2026 Hammersmith & Fulham London Borough Council election

All 50 seats to Hammersmith & Fulham London Borough Council 26 seats needed for a majority
- Turnout: 39.4%
|  | First party | Second party |
|  | Blank | Blank |
| Leader | Stephen Cowan | Jose Afonso |
| Party | Labour | Conservative |
| Last election | 40 seats, 57.1% | 10 seats, 29.1% |
| Seats before | 37 | 10 |
| Seats won | 38 | 12 |
| Seat change | −2 | +2 |
|  | Third party | Fourth party |
|  | Blank | Blank |
| Leader | Trey Campbell-Simon |  |
| Party | Green | Independent |
| Last election | 0 seats, 3.0% | 0 seats, 0.2% |
| Seats before | 2 | 1 |
| Seats won | 0 | 0 |
| Seat change | Steady | Steady |
- Map of the results of the 2026 Hammersmith and Fulham council election. Conservatives in blue and Labour in red.
| Leader before election Stephen Cowan Labour | Leader after election Stephen Cowan Labour |

= 2026 Hammersmith and Fulham London Borough Council election =

2026 UK local government election

The 2026 Hammersmith and Fulham London Borough Council election took place on 7 May 2026, as part of the 2026 United Kingdom local elections. All 50 members of Hammersmith and Fulham London Borough Council were to be elected. The election took place alongside local elections in the other London boroughs.

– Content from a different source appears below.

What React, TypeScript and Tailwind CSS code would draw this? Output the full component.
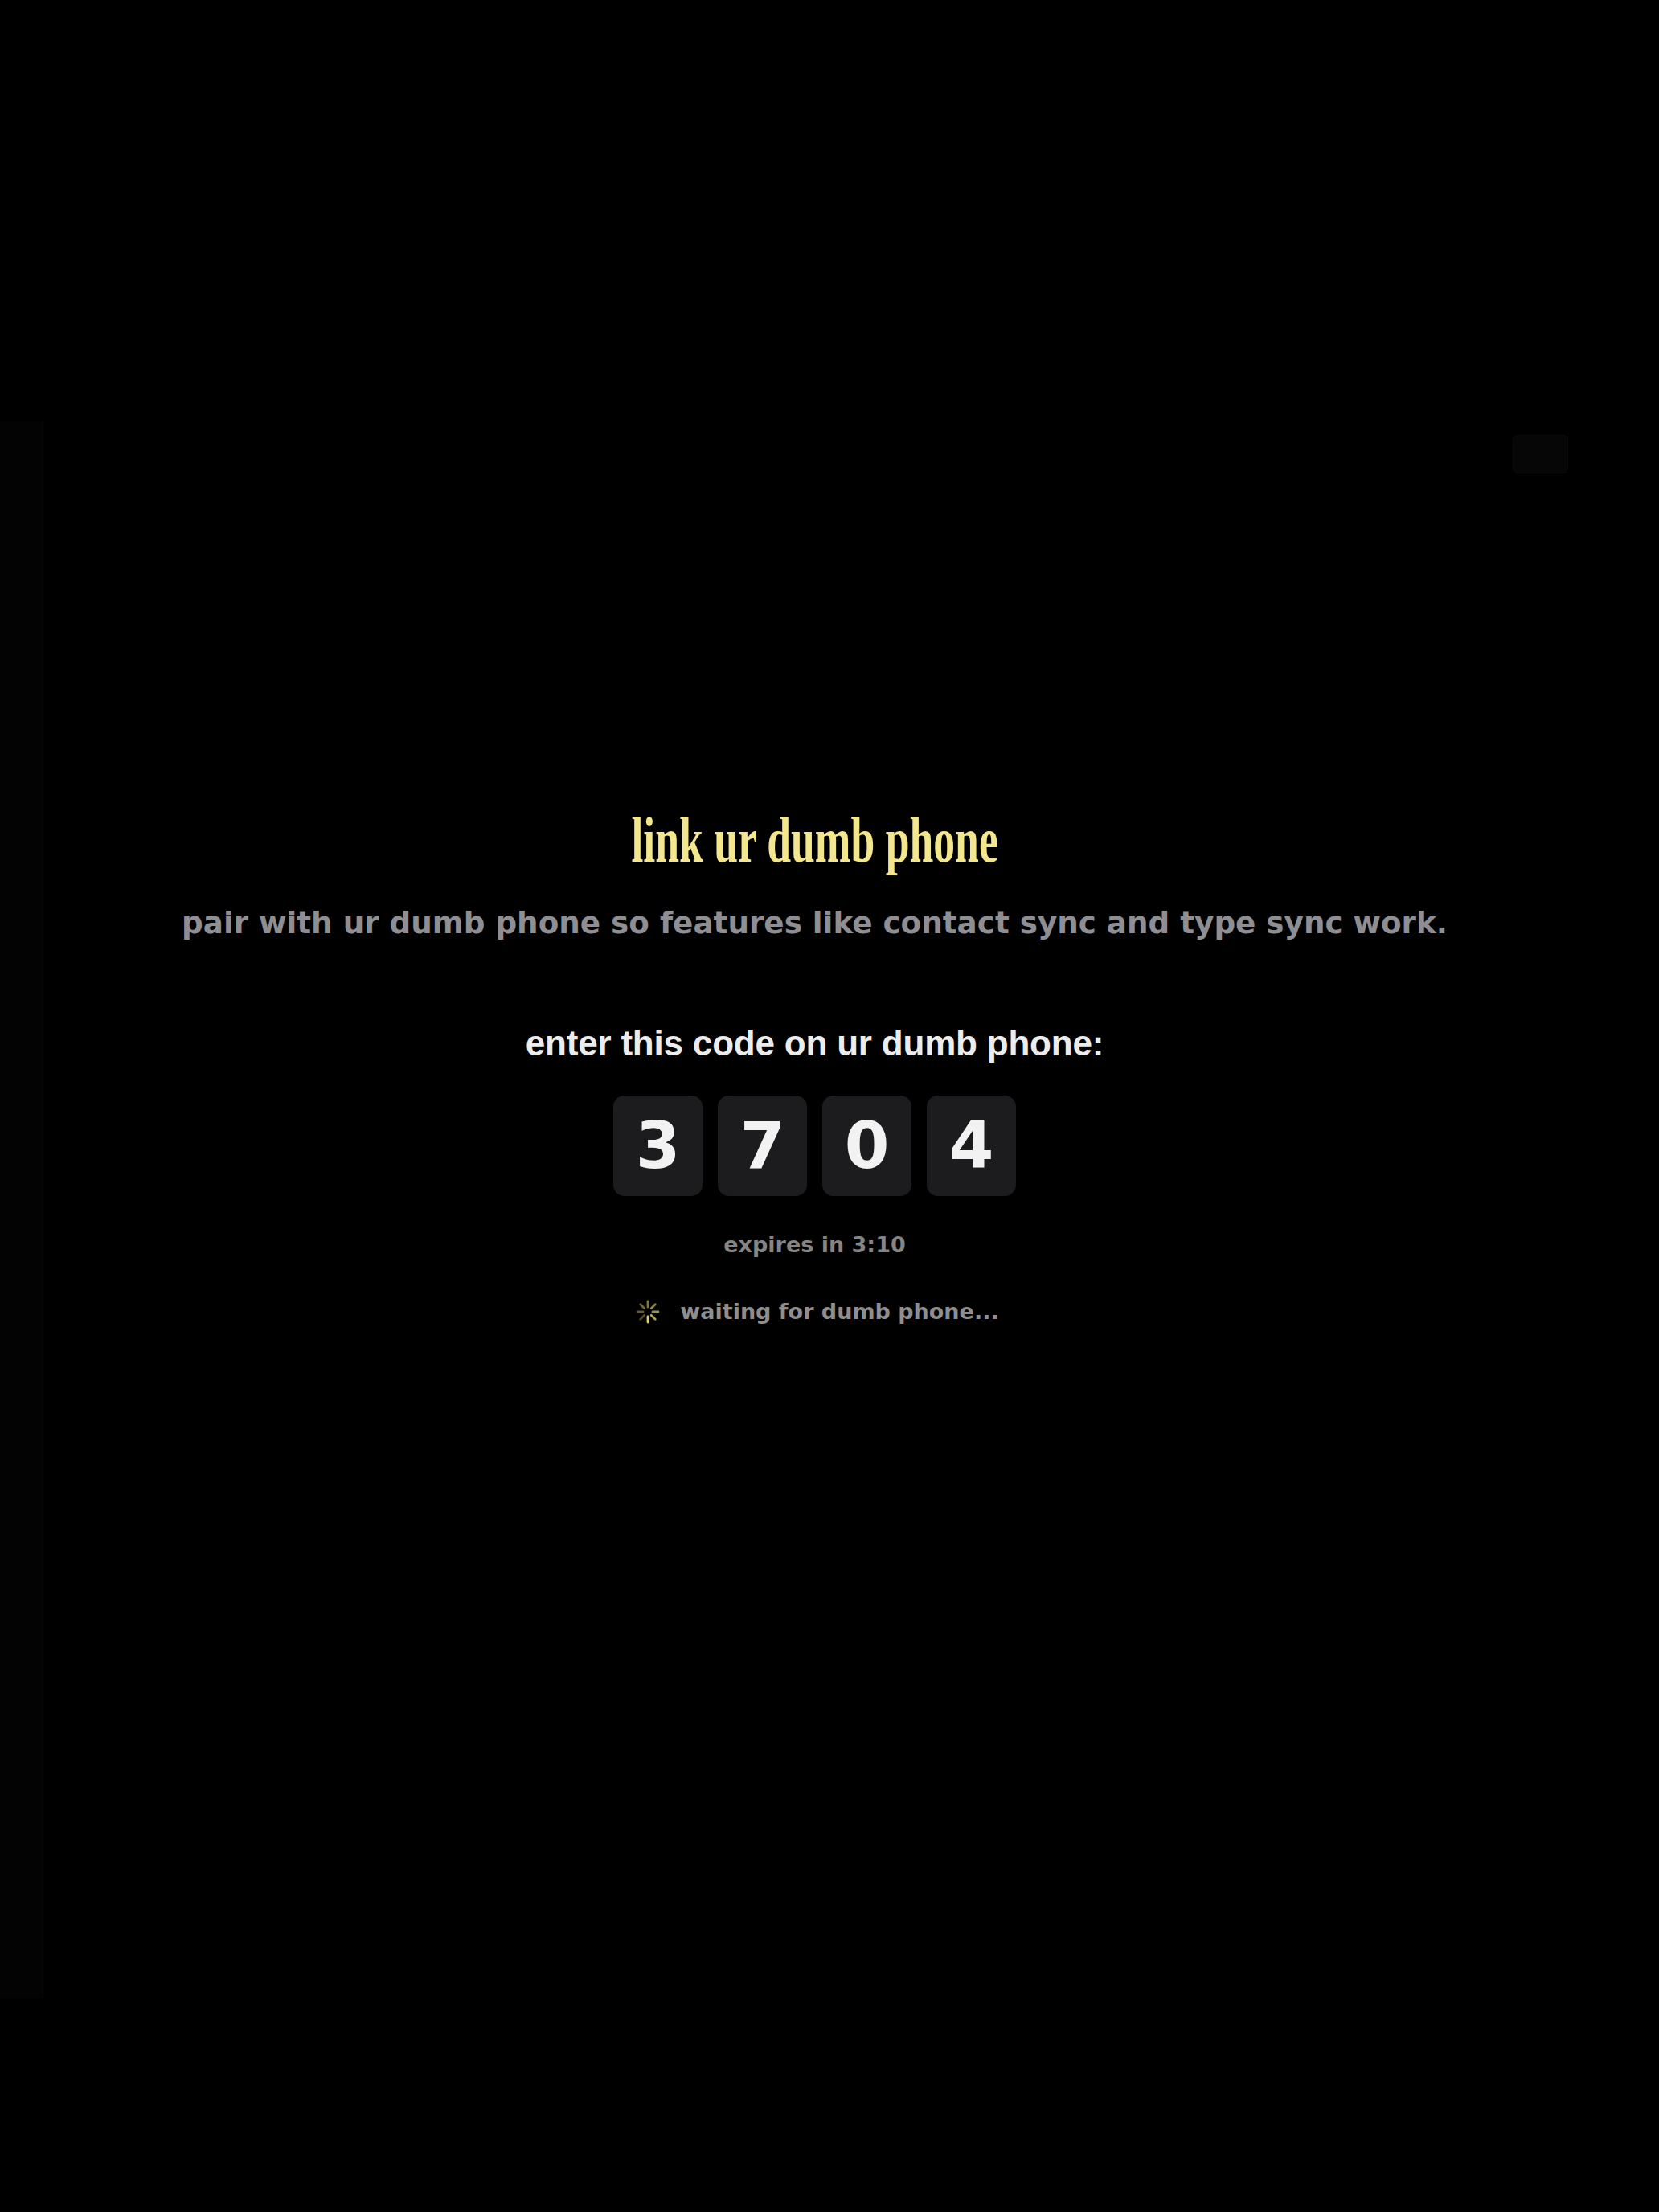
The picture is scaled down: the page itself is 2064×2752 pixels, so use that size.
import React from "react";

const code = ["3", "7", "0", "4"];

function Spinner() {
    // iOS-style activity indicator, 8 spokes
    const spokes = Array.from({ length: 8 }, (_, i) => i);
    return (
        <svg width="30" height="30" viewBox="0 0 30 30" className="shrink-0">
            {spokes.map((i) => {
                const angle = (i * 45 * Math.PI) / 180;
                const x1 = 15 + Math.sin(angle) * 6;
                const y1 = 15 + Math.cos(angle) * 6;
                const x2 = 15 + Math.sin(angle) * 13;
                const y2 = 15 + Math.cos(angle) * 13;
                return (
                    <line
                        key={i}
                        x1={x1}
                        y1={y1}
                        x2={x2}
                        y2={y2}
                        stroke="#dcd06a"
                        strokeWidth="2.8"
                        strokeLinecap="round"
                        opacity={i === 0 ? 1 : 0.3 + 0.07 * (8 - i)}
                    />
                );
            })}
        </svg>
    );
}

export default function App() {
    const heavy = { fontFamily: '"DejaVu Sans", Verdana, sans-serif' };

    return (
        <div className="relative w-[2064px] h-[2752px] bg-black overflow-hidden" style={{ fontFamily: '"Liberation Sans", Arial, sans-serif' }}>
            {/* faded sheet edges behind */}
            <div className="absolute left-0 top-[524px] w-[54px] h-[1963px] bg-[#030303] border-r border-[#070707]" />
            <div className="absolute left-[1882px] top-[541px] w-[69px] h-[48px] rounded-[6px] bg-[#060606] border border-[#0b0b0b]" />

            <main className="flex flex-col items-center pr-[37px] pt-[1005px]">
                {/* Header */}
                <h1
                    className="inline-block scale-x-[0.67] text-[80px] leading-[80px] font-bold text-[#f4e68c]"
                    style={{ fontFamily: '"Liberation Serif", "Times New Roman", serif' }}
                >
                    link ur dumb phone
                </h1>
                <p className="mt-[40px] text-[37.3px] leading-[47px] font-bold text-[#8e8e93]" style={heavy}>
                    pair with ur dumb phone so features like contact sync and type sync work.
                </p>

                {/* Pair code */}
                <p className="mt-[99px] text-[44px] leading-[53px] font-bold tracking-[-0.2px] text-[#ececec]">
                    enter this code on ur dumb phone:
                </p>
                <div className="mt-[39px] flex gap-[19px]">
                    {code.map((digit, index) => (
                        <div
                            key={index}
                            className="w-[111px] h-[125px] rounded-[14px] bg-[#1c1c1e] flex items-center justify-center text-[80px] leading-none font-bold text-[#f2f2f2]"
                            style={heavy}
                        >
                            {digit}
                        </div>
                    ))}
                </div>

                <p className="mt-[43px] text-[27px] leading-[35px] font-bold text-[#858585]" style={heavy}>
                    expires in 3:10
                </p>

                <div className="mt-[48px] flex items-center gap-[25px] pl-[7px]">
                    <Spinner />
                    <span className="text-[27px] leading-[36px] font-bold text-[#8e8e8e]" style={heavy}>
                        waiting for dumb phone...
                    </span>
                </div>
            </main>
        </div>
    );
}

The election saw the council remain under Labour majority control.

== Background ==
=== History ===

Result of the 2022 election

The thirty-two London boroughs were established in 1965 by the London Government Act 1963. They are the principal authorities in Greater London and have responsibilities including education, housing, planning, highways, social services, libraries, recreation, waste, environmental health and revenue collection. Some of the powers are shared with the Greater London Authority, which also manages passenger transport, police and fire.

Since its formation, Hammersmith and Fulham has been under Labour control, Conservative control or no overall control. The council has had a Labour majority since the 2014 election. In the most recent election in 2022, Labour extended their majority to 40 seats with 57.1% of the vote, while the Conservatives won 10 seats with 29.1% of the vote. The incumbent leader of the council is the Labour councillor Stephen Cowan, who has held that position since 2014.

== Electoral process ==
Hammersmith and Fulham, like other London borough councils, elects all of its councillors at once every four years. The previous election took place in 2018. The election took place by multi-member first-past-the-post voting, with each ward being represented by two or three councillors. Electors had as many votes as there are councillors to be elected in their ward, with the top two or three being elected.

All registered electors (British, Irish, Commonwealth and European Union citizens) living in London aged 18 or over were entitled to vote in the election. People who lived at two addresses in different councils, such as university students with different term-time and holiday addresses, were entitled to be registered for and vote in elections in both local authorities. Voting in-person at polling stations took place from 7:00 to 22:00 on election day, and voters were able to apply for postal votes or proxy votes in advance of the election.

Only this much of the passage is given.